* _WHAT IS BEING ASKED_
Copy exactly the lines from the start of the material through the line with "const yt = [0, 50, 100, 150, 200, 250];". Pictures stay out of the copy.

* _DATA BLOCK_
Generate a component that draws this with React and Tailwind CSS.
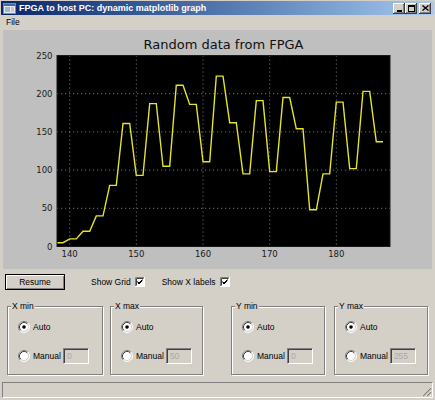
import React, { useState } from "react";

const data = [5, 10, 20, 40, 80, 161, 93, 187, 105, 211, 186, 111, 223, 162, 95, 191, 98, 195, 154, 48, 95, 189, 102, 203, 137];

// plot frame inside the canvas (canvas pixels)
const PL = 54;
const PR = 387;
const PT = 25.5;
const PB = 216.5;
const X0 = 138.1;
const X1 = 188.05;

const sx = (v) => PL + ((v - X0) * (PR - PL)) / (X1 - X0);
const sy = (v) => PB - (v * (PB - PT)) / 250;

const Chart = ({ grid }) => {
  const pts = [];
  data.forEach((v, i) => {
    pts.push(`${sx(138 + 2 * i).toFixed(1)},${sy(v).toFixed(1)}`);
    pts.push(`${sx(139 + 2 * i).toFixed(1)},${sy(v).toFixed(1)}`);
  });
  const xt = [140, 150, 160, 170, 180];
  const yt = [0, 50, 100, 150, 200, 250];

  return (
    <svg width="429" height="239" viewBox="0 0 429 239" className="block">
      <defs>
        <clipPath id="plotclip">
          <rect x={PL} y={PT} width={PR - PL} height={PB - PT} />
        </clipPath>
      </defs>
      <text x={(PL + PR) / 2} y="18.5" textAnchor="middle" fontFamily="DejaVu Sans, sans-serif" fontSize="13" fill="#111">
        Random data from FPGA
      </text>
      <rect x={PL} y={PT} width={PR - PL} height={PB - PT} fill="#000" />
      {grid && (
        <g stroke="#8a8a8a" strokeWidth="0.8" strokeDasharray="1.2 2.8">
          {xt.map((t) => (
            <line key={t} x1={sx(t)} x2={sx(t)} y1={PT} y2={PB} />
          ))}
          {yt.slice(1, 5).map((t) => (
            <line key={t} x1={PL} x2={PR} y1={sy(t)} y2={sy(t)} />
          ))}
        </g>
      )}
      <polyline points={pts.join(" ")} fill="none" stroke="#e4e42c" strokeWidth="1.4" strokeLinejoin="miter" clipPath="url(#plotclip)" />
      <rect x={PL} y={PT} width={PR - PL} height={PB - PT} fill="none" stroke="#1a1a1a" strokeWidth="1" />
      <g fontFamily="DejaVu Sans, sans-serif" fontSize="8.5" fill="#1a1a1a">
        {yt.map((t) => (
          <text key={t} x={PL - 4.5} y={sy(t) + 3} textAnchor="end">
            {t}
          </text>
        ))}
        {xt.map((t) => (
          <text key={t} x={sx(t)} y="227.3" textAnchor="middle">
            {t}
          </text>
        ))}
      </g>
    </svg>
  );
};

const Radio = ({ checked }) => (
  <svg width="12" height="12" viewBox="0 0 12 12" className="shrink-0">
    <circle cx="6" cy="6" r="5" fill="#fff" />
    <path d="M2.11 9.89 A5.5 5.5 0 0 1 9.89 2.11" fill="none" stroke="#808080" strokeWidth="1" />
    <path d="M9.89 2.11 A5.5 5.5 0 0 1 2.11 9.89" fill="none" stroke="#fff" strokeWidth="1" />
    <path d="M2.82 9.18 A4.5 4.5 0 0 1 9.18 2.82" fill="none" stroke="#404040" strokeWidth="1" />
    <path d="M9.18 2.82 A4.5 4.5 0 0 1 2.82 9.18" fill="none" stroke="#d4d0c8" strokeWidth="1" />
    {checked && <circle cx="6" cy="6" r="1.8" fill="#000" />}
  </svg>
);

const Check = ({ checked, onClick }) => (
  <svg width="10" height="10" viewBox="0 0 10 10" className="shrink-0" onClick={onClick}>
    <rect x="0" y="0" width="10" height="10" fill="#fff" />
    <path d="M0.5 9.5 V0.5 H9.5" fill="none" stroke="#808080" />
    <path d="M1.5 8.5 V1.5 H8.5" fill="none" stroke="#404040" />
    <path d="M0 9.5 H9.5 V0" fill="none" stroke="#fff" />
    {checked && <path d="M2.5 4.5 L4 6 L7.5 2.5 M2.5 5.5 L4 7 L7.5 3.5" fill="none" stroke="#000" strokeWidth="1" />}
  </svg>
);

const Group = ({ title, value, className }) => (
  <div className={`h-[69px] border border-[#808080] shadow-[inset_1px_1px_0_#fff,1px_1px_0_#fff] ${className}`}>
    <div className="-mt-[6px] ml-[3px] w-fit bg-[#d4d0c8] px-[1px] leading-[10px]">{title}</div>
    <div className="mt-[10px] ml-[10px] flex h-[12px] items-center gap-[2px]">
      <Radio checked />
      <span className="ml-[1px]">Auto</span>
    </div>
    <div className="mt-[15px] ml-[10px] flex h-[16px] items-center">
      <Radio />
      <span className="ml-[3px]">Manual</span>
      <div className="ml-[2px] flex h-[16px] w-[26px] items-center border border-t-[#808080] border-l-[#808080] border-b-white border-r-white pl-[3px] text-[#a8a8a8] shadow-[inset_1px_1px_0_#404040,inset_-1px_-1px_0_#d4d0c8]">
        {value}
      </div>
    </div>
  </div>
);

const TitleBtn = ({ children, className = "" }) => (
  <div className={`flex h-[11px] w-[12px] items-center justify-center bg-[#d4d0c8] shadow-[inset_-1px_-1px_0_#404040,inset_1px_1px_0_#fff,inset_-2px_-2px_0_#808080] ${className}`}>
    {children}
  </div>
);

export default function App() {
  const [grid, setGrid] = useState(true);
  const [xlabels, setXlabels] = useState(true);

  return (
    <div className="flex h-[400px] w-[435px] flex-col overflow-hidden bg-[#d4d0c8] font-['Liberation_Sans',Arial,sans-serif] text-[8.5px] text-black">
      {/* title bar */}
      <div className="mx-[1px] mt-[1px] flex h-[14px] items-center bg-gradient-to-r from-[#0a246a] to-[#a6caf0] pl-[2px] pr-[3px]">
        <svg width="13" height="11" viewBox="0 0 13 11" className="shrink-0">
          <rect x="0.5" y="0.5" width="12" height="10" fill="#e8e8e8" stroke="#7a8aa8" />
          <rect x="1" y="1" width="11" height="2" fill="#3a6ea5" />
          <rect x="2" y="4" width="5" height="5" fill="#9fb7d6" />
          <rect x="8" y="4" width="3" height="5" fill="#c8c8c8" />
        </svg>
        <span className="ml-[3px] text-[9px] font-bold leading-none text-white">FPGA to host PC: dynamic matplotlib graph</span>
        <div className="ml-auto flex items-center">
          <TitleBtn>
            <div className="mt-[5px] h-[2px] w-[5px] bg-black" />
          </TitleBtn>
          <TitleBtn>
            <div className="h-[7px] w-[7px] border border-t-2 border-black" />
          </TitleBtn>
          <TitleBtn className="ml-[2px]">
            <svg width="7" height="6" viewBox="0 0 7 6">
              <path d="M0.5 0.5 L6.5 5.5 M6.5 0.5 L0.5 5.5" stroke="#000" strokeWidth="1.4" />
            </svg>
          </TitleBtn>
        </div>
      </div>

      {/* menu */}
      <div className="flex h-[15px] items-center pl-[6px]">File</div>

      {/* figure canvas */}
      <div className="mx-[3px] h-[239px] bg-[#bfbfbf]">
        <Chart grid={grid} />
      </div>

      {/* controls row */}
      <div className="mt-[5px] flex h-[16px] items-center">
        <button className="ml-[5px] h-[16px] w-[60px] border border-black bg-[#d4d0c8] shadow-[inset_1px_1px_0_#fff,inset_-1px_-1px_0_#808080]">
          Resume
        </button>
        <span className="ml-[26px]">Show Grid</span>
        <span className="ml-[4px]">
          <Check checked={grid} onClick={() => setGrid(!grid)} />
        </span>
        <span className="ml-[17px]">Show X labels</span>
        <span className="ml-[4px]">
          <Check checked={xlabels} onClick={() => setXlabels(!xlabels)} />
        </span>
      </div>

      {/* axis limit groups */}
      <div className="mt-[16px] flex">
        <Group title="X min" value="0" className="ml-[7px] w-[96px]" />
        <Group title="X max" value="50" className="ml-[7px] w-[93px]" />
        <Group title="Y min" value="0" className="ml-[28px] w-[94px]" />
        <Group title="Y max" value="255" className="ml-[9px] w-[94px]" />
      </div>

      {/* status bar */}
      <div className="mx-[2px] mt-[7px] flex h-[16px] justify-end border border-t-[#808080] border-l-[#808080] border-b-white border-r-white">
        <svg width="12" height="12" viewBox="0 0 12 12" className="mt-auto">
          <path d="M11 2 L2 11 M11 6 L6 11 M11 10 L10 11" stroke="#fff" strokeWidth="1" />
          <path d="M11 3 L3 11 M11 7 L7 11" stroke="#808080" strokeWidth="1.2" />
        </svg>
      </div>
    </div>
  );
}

* _THE RESPONSE_
Generate a component that draws this with React and Tailwind CSS.
import React, { useState } from "react";

const data = [5, 10, 20, 40, 80, 161, 93, 187, 105, 211, 186, 111, 223, 162, 95, 191, 98, 195, 154, 48, 95, 189, 102, 203, 137];

// plot frame inside the canvas (canvas pixels)
const PL = 54;
const PR = 387;
const PT = 25.5;
const PB = 216.5;
const X0 = 138.1;
const X1 = 188.05;

const sx = (v) => PL + ((v - X0) * (PR - PL)) / (X1 - X0);
const sy = (v) => PB - (v * (PB - PT)) / 250;

const Chart = ({ grid }) => {
  const pts = [];
  data.forEach((v, i) => {
    pts.push(`${sx(138 + 2 * i).toFixed(1)},${sy(v).toFixed(1)}`);
    pts.push(`${sx(139 + 2 * i).toFixed(1)},${sy(v).toFixed(1)}`);
  });
  const xt = [140, 150, 160, 170, 180];
  const yt = [0, 50, 100, 150, 200, 250];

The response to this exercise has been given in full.